剪定も、気づかれないように、目立ったことはしないのが、最近の鉄則。

母を怒らせると、終始がつかないので、穏やかな日は、穏やかに過ごしたいものである。

ある日、私が車に乗っていた頃、何かと、車のメインテをしてくれたり、車の買い替え、車検で、お世話になったK商会の83になる奥様が。

今も、現役で、息子さんのお手伝いをして見えて、軽自動車で、運転し、あちらこちら、集金の途中。車をとめて。「Mさん、Mさんじゃないの?」と。


母と私は、それぞれ離れた場所で、草取りをしていた。

母を見て、「Mさん」って呼んだのか、母の影武者のようなオールヤッケのフル装備の私を見て、「Mさん」って、呼ばれたのか、謎。

どうも、私の姿を見てのようだ。

母は耳が遠い。

その時は、私もどこから声がするのか確認もしなかった。


また、昼過ぎに、うちの入り口に車を止めて、今度は、私の方に近づいて見えた。完全に、K商会の奥さんは、私のことを母と間違えていたようだ。

「娘です。」

色々と長話が続いたというか、あちらが、久方ぶりなので、喋りたい気持ちもわかるが、帰りの時間が迫っていたので・・。「もう、帰りますので・・おばあ〜さん!!」と呼ぶ。

母とタッチ交代。
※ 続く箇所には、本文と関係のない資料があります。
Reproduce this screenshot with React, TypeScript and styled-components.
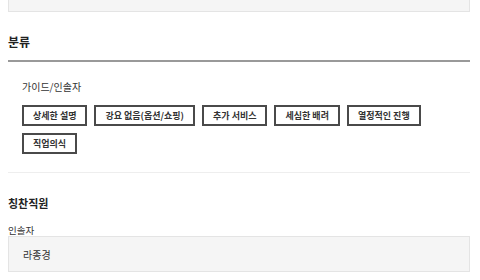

また、長々と、お話が続いた様子です。

K商会さんには、本当にお世話になっておりましたから。



こんな日が、いつか、キラキラの思い出となるか、そのキラキラの思い出を頼りに、母がいなくなっても、庭木、竹林を守れるのかと、いつも自分に問いかけている。

正直、自信がありませんが、天気の良い日には、気晴らしになるから、続けます。